NON APPLICABILITY AND EXCEPTIONS
- In case of Government Company – Section 89 and 90 shall not apply.
- In case of Specified IFSC Public Company and IFSC Private Company – The time limit for filing of a declaration by the company with registrar shall be 60 days from the date of receipt of such declaration
- Also, the rules of the significant beneficial owner shall not apply to following to the extent shares of the reporting company held by them:-
1. the authority constituted under sub-section (5) of section 125 of the Act;
2. its holding reporting company provided that the details of such holding reporting company shall be reported in Form BEN-2.

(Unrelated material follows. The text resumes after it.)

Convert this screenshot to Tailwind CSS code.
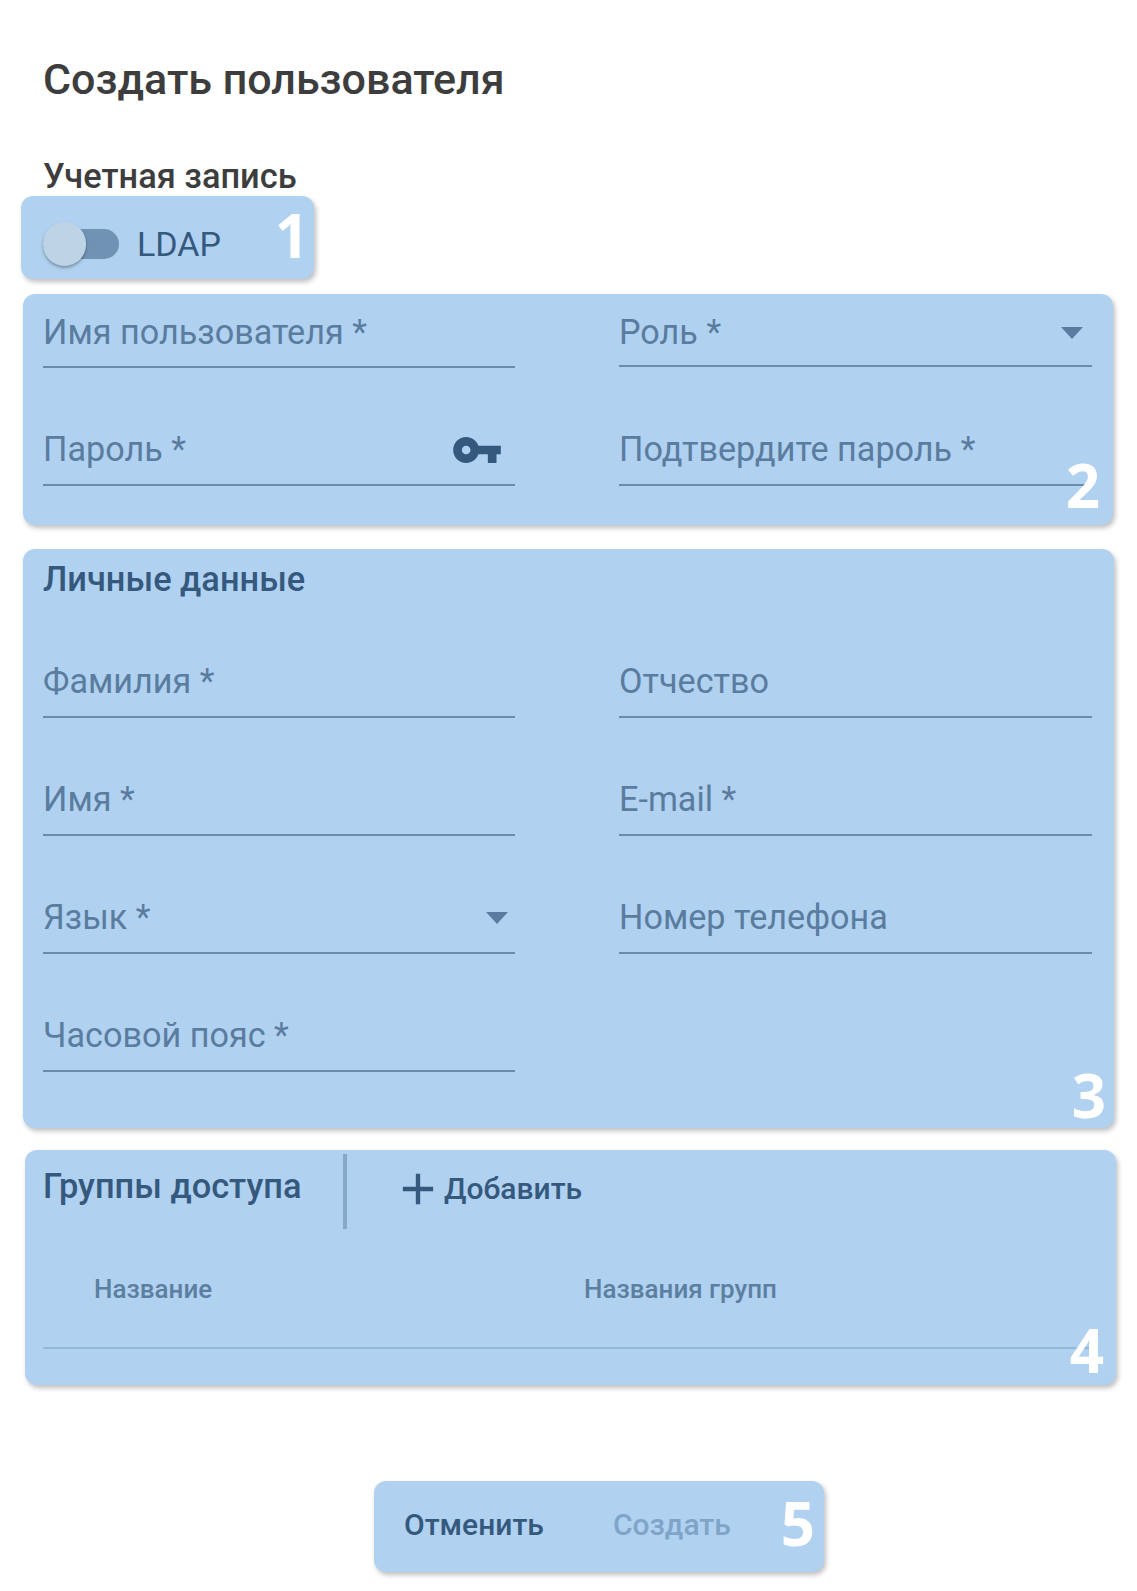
<!DOCTYPE html>
<html lang="ru">
<head>
  <meta charset="UTF-8">
  <title>Создать пользователя</title>
  <script src="https://cdn.jsdelivr.net/npm/@tailwindcss/browser@4"></script>
</head>
<body class="bg-white font-['Roboto',sans-serif] h-[1591px] overflow-hidden">
  <h1 class="pl-[43px] pt-[55px] text-[43px] leading-[48px] font-medium text-[#3d3d3d]">Создать пользователя</h1>
  <h2 class="pl-[43px] mt-[54px] text-[34.4px] leading-[38px] font-medium text-[#3d3d3d]">Учетная запись</h2>

  <!-- 1: LDAP -->
  <div class="relative ml-[21px] mt-[1px] w-[293px] h-[83px] rounded-[12px] bg-[#b0d1f0] shadow-[2px_3px_5px_rgba(0,0,0,0.25)] flex items-center pl-[22px]">
    <div class="relative w-[76px] h-[44px] flex items-center mt-[13px]">
      <div class="w-full h-[30px] rounded-full bg-[#7092b3]"></div>
      <div class="absolute left-0 top-0 w-[43px] h-[44px] rounded-full bg-[#bdd3e6] shadow-[0_2px_3px_rgba(0,0,0,0.3)]"></div>
    </div>
    <span class="ml-[18px] mt-[12px] text-[34px] leading-[40px] text-[#35587d]">LDAP</span>
    <span class="absolute right-[5px] top-[7px] font-['Open_Sans',sans-serif] font-bold text-[60px] leading-[64px] text-white">1</span>
  </div>

  <!-- 2: account fields -->
  <div class="relative ml-[23px] mt-[15px] w-[1090px] h-[231px] rounded-[12px] bg-[#b0d1f0] shadow-[2px_3px_5px_rgba(0,0,0,0.25)] pl-[20px] pt-[8px]">
    <div class="grid grid-cols-[472px_473px] gap-x-[104px] gap-y-[52px]">
      <div class="h-[66px] pb-[2px] flex items-center border-b-2 border-[#6a8cad] text-[34.2px] text-[#5a7c9e]">Имя пользователя *</div>
      <div class="h-[65px] pb-[2px] flex items-center justify-between border-b-2 border-[#6a8cad] text-[34.2px] text-[#5a7c9e]">
        Роль *
        <svg class="mr-[9px] w-[22px] h-[12px]" viewBox="0 0 22 12"><path d="M0 0h22L11 12z" fill="#5a7c9e"/></svg>
      </div>
      <div class="h-[66px] pb-[4px] flex items-center justify-between border-b-2 border-[#6a8cad] text-[34.2px] text-[#5a7c9e]">
        Пароль *
        <svg class="mr-[12px] w-[52px] h-[52px]" viewBox="0 0 24 24"><path fill="#35587d" d="M12.65 10C11.83 7.67 9.61 6 7 6c-3.31 0-6 2.69-6 6s2.69 6 6 6c2.61 0 4.83-1.67 5.65-4H17v4h4v-4h2v-4H12.65zM7 14c-1.1 0-2-.9-2-2s.9-2 2-2 2 .9 2 2-.9 2-2 2z"/></svg>
      </div>
      <div class="h-[66px] pb-[4px] flex items-center border-b-2 border-[#6a8cad] text-[34.2px] text-[#5a7c9e]">Подтвердите пароль *</div>
    </div>
    <span class="absolute right-[13px] top-[159px] font-['Open_Sans',sans-serif] font-bold text-[60px] leading-[64px] text-white">2</span>
  </div>

  <!-- 3: personal data -->
  <div class="relative ml-[23px] mt-[24px] w-[1091px] h-[579px] rounded-[12px] bg-[#b0d1f0] shadow-[2px_3px_5px_rgba(0,0,0,0.25)] pl-[20px] pt-[11px]">
    <h3 class="text-[34.4px] leading-[38px] font-medium text-[#35587d]">Личные данные</h3>
    <div class="mt-[54px] grid grid-cols-[472px_473px] gap-x-[104px] gap-y-[52px]">
      <div class="h-[66px] pb-[4px] flex items-center border-b-2 border-[#6a8cad] text-[34.2px] text-[#5a7c9e]">Фамилия *</div>
      <div class="h-[66px] pb-[4px] flex items-center border-b-2 border-[#6a8cad] text-[34.2px] text-[#5a7c9e]">Отчество</div>
      <div class="h-[66px] pb-[4px] flex items-center border-b-2 border-[#6a8cad] text-[34.2px] text-[#5a7c9e]">Имя *</div>
      <div class="h-[66px] pb-[4px] flex items-center border-b-2 border-[#6a8cad] text-[34.2px] text-[#5a7c9e]">E-mail *</div>
      <div class="h-[66px] pb-[4px] flex items-center justify-between border-b-2 border-[#6a8cad] text-[34.2px] text-[#5a7c9e]">
        Язык *
        <svg class="mr-[7px] w-[22px] h-[12px]" viewBox="0 0 22 12"><path d="M0 0h22L11 12z" fill="#5a7c9e"/></svg>
      </div>
      <div class="h-[66px] pb-[4px] flex items-center border-b-2 border-[#6a8cad] text-[34.2px] text-[#5a7c9e]">Номер телефона</div>
      <div class="h-[66px] pb-[4px] flex items-center border-b-2 border-[#6a8cad] text-[34.2px] text-[#5a7c9e]">Часовой пояс *</div>
    </div>
    <span class="absolute right-[8px] top-[514px] font-['Open_Sans',sans-serif] font-bold text-[60px] leading-[64px] text-white">3</span>
  </div>

  <!-- 4: access groups -->
  <div class="relative ml-[25px] mt-[22px] w-[1091px] h-[235px] rounded-[12px] bg-[#b0d1f0] shadow-[2px_3px_5px_rgba(0,0,0,0.25)] pl-[18px] pt-[4px]">
    <div class="flex items-start">
      <h3 class="w-[300px] mt-[13px] text-[34.4px] leading-[38px] font-medium text-[#35587d]">Группы доступа</h3>
      <div class="w-[4px] h-[75px] bg-[#86a8c9]"></div>
      <button class="ml-[45px] mt-[9px] flex items-center text-[30px] leading-[52px] font-medium text-[#35587d]">
        <svg class="w-[52px] h-[52px]" viewBox="0 0 24 24"><path fill="#35587d" d="M19 13h-6v6h-2v-6H5v-2h6V5h2v6h6v2z"/></svg>
        <span>Добавить</span>
      </button>
    </div>
    <div class="mt-[42px] mr-[25px] h-[78px] grid grid-cols-[490px_1fr] pl-[51px] pt-[3px] border-b-2 border-[#94b8da] text-[26px] leading-[30px] font-medium text-[#5c7fa0]">
      <span>Название</span>
      <span>Названия групп</span>
    </div>
    <span class="absolute right-[12px] top-[168px] font-['Open_Sans',sans-serif] font-bold text-[60px] leading-[64px] text-white">4</span>
  </div>

  <!-- 5: actions -->
  <div class="relative ml-[374px] mt-[96px] w-[450px] h-[91px] pb-[4px] rounded-[12px] bg-[#b0d1f0] shadow-[2px_3px_5px_rgba(0,0,0,0.25)] flex items-center pl-[30px] text-[30px] font-medium">
    <button class="text-[#35587d]">Отменить</button>
    <button class="ml-[69px] text-[#7fa4c8]">Создать</button>
    <span class="absolute right-[9px] top-[10px] font-['Open_Sans',sans-serif] font-bold text-[60px] leading-[64px] text-white">5</span>
  </div>
</body>
</html>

3. the Central Government, State Government or any local authority and
a reporting company, or
a body corporate, or
an entity,
controlled by the Central Government or by any State Government or Governments, or partly by the Central Government and partly by one or more State Governments;
1. Securities and Exchange Board of India registered Investment Vehicles such as mutual funds, alternative investment funds (AIF), Real Estate Investment Trusts (REITs), Infrastructure Investment Trust (lnVITs) regulated by the Securities and Exchange Board of India,
2. investment Vehicles regulated by the Reserve Bank of India, or Insurance Regulatory and Development Authority of India, or Pension Fund Regulatory and Development Authority.